■ REQUIRED TASK ■
Below are the records; copy each line in them that holds the word "TypeScript".

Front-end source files
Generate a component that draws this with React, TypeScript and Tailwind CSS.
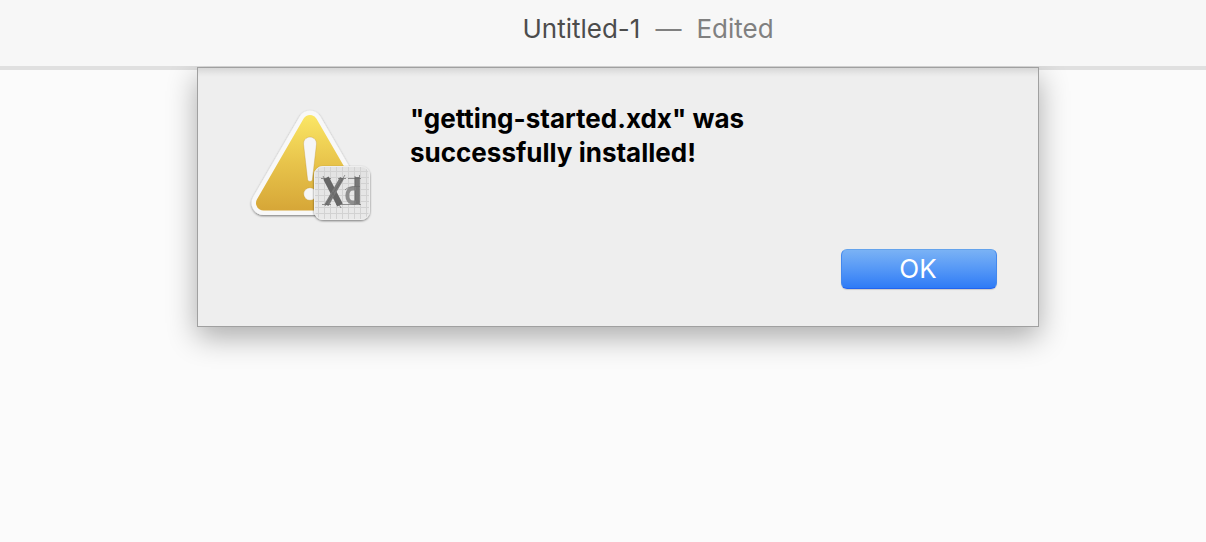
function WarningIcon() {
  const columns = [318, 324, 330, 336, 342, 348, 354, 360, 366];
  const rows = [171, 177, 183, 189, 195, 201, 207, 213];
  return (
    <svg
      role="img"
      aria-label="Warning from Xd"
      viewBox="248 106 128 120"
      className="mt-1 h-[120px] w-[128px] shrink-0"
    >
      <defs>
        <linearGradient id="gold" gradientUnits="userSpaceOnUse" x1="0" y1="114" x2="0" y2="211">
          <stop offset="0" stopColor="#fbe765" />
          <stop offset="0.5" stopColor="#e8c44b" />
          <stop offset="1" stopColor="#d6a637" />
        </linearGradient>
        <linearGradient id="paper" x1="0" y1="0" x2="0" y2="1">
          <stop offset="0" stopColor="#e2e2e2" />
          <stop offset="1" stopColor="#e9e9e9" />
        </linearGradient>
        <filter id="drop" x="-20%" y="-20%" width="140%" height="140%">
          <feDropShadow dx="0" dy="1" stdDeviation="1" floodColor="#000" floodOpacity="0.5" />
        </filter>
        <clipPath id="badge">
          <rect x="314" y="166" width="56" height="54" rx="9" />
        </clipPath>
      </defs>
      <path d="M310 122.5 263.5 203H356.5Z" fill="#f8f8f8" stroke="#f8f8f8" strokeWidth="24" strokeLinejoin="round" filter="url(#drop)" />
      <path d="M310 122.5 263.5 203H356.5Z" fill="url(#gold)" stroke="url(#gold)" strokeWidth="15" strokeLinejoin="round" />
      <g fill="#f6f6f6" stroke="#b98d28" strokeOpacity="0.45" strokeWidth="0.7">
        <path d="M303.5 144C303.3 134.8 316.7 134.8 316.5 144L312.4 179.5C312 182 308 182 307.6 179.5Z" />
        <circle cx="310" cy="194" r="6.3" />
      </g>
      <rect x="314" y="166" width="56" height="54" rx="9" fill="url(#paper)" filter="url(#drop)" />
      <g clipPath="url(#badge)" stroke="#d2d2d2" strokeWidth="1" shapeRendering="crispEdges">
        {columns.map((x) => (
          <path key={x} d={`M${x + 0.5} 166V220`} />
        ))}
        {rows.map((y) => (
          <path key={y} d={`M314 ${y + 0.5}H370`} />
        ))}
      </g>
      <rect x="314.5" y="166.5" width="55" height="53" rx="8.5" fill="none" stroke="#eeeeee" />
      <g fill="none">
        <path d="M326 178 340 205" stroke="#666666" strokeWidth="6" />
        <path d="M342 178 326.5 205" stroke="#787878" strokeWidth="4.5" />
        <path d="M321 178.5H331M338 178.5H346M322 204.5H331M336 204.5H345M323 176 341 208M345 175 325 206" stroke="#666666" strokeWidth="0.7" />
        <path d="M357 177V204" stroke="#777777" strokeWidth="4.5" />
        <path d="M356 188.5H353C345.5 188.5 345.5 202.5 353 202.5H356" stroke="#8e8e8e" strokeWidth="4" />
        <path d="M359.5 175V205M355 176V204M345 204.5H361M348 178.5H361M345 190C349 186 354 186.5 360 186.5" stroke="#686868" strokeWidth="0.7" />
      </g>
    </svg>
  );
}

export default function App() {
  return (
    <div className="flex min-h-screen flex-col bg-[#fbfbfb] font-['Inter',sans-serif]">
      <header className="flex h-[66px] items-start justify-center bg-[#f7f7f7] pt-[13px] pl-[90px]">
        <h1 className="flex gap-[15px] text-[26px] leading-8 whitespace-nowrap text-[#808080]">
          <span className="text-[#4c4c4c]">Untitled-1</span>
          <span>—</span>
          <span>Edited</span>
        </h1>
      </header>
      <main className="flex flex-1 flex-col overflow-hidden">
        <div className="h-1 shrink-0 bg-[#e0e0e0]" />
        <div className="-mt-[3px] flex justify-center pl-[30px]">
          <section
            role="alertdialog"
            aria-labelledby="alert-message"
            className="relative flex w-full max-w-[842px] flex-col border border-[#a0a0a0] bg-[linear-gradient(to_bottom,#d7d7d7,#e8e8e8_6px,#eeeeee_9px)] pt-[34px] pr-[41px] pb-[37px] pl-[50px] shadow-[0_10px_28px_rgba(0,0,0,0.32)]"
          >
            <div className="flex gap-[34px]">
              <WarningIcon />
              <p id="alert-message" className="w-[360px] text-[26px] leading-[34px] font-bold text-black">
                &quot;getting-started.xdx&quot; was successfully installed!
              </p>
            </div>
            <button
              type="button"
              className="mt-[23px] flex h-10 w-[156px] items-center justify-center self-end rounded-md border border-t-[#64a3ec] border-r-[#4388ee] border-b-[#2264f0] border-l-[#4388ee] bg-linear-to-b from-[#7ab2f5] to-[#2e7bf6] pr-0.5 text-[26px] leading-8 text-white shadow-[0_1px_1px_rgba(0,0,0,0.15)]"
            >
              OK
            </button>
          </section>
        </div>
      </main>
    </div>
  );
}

...

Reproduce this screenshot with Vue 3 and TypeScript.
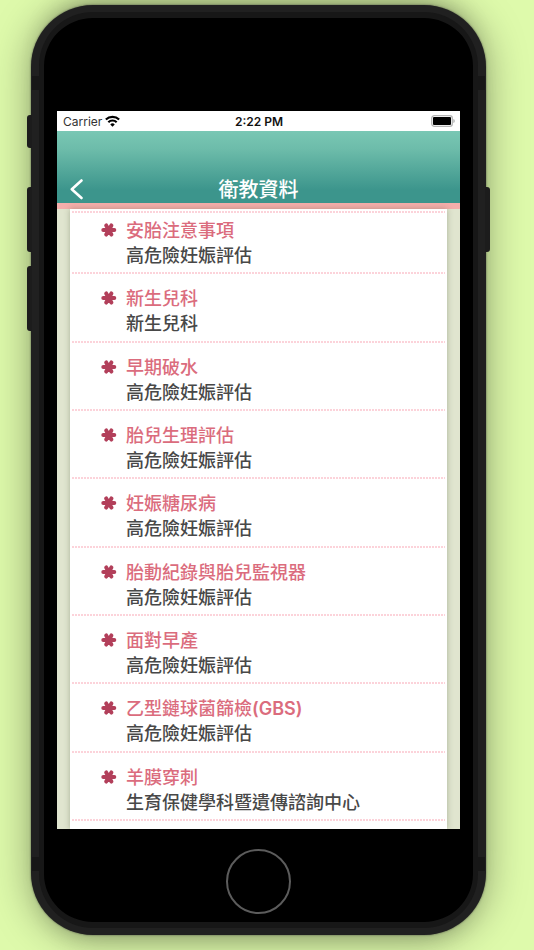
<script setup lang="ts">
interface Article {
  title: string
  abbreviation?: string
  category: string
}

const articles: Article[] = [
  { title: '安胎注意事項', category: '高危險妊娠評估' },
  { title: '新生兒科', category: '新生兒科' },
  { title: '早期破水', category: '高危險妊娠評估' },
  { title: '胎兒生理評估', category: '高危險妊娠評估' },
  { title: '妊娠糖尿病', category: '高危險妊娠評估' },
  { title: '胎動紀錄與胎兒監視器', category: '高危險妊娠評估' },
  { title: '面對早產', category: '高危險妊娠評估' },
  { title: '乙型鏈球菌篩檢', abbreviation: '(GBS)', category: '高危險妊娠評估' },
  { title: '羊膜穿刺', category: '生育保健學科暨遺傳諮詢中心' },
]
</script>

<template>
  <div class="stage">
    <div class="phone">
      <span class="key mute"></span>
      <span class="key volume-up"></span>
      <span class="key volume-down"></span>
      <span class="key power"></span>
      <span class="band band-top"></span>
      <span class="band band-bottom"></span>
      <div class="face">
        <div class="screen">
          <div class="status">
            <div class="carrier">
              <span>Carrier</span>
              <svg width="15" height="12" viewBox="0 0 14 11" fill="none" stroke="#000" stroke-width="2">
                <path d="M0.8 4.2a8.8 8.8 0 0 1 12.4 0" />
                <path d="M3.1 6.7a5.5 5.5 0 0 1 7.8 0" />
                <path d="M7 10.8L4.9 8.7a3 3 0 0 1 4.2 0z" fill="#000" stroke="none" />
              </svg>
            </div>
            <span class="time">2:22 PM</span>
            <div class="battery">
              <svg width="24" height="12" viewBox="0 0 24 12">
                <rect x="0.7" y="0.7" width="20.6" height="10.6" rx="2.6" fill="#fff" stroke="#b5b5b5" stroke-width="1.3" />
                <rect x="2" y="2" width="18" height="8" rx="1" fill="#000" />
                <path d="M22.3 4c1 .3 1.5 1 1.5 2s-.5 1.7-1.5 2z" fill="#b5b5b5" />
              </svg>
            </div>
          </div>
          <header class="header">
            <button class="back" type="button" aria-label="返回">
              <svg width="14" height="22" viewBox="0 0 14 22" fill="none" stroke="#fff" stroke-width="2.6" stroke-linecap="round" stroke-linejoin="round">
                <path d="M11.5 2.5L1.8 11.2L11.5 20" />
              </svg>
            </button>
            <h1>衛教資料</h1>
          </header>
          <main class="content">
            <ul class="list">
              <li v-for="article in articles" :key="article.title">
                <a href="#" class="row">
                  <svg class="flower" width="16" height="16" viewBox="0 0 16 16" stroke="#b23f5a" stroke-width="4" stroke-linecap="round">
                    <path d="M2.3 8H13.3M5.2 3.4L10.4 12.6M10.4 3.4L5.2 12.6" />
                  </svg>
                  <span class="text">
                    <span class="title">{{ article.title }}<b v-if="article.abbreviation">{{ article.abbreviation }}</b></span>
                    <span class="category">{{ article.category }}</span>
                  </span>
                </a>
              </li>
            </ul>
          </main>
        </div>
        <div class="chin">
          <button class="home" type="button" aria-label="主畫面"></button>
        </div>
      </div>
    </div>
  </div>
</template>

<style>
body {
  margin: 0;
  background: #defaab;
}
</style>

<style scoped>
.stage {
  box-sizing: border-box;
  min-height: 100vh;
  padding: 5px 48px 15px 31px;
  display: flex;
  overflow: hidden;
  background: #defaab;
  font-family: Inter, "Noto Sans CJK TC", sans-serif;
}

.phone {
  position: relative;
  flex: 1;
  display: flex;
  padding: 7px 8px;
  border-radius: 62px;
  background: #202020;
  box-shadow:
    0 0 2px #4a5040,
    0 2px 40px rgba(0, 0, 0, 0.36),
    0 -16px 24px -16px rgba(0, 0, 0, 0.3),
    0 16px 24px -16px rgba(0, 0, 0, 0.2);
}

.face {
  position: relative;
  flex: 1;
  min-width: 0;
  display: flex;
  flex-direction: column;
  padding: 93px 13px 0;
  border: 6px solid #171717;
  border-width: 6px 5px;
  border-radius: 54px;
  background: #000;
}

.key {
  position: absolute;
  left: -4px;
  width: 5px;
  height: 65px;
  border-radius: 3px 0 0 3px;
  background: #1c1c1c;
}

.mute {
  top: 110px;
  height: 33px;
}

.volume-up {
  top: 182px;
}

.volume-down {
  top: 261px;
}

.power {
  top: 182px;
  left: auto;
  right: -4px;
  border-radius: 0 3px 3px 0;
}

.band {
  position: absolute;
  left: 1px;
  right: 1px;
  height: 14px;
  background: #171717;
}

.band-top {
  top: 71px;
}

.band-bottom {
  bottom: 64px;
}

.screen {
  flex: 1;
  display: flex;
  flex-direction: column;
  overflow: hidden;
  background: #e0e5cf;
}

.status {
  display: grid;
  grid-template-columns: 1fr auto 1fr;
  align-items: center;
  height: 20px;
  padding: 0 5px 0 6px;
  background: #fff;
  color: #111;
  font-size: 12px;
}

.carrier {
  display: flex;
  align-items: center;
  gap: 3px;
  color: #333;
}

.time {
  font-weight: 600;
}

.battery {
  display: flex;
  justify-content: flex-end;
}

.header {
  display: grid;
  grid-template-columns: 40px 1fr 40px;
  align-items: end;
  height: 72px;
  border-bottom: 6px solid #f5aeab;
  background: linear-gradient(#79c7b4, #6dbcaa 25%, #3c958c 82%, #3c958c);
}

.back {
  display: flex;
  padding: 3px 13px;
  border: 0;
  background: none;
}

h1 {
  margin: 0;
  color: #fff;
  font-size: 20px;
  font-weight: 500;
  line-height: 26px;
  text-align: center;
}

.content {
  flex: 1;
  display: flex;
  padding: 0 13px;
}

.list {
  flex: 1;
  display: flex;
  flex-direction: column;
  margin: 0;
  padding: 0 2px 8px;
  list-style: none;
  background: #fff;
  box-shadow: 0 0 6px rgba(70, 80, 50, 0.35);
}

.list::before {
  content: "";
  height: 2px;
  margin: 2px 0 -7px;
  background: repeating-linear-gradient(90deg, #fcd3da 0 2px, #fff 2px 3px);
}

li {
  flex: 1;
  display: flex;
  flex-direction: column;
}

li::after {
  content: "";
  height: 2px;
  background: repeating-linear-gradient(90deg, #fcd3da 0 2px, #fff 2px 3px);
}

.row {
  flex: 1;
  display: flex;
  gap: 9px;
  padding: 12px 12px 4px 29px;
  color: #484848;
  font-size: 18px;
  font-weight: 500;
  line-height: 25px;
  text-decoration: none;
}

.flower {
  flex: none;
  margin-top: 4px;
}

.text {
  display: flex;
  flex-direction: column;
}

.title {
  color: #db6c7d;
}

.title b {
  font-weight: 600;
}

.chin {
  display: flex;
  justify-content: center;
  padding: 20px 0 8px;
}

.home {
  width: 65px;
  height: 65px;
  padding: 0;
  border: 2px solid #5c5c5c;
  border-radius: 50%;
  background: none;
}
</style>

■ PROBLEM SOLUTION ■
Generate a component that draws this with React, TypeScript and Tailwind CSS.
Reproduce this screenshot with Vue 3 and TypeScript.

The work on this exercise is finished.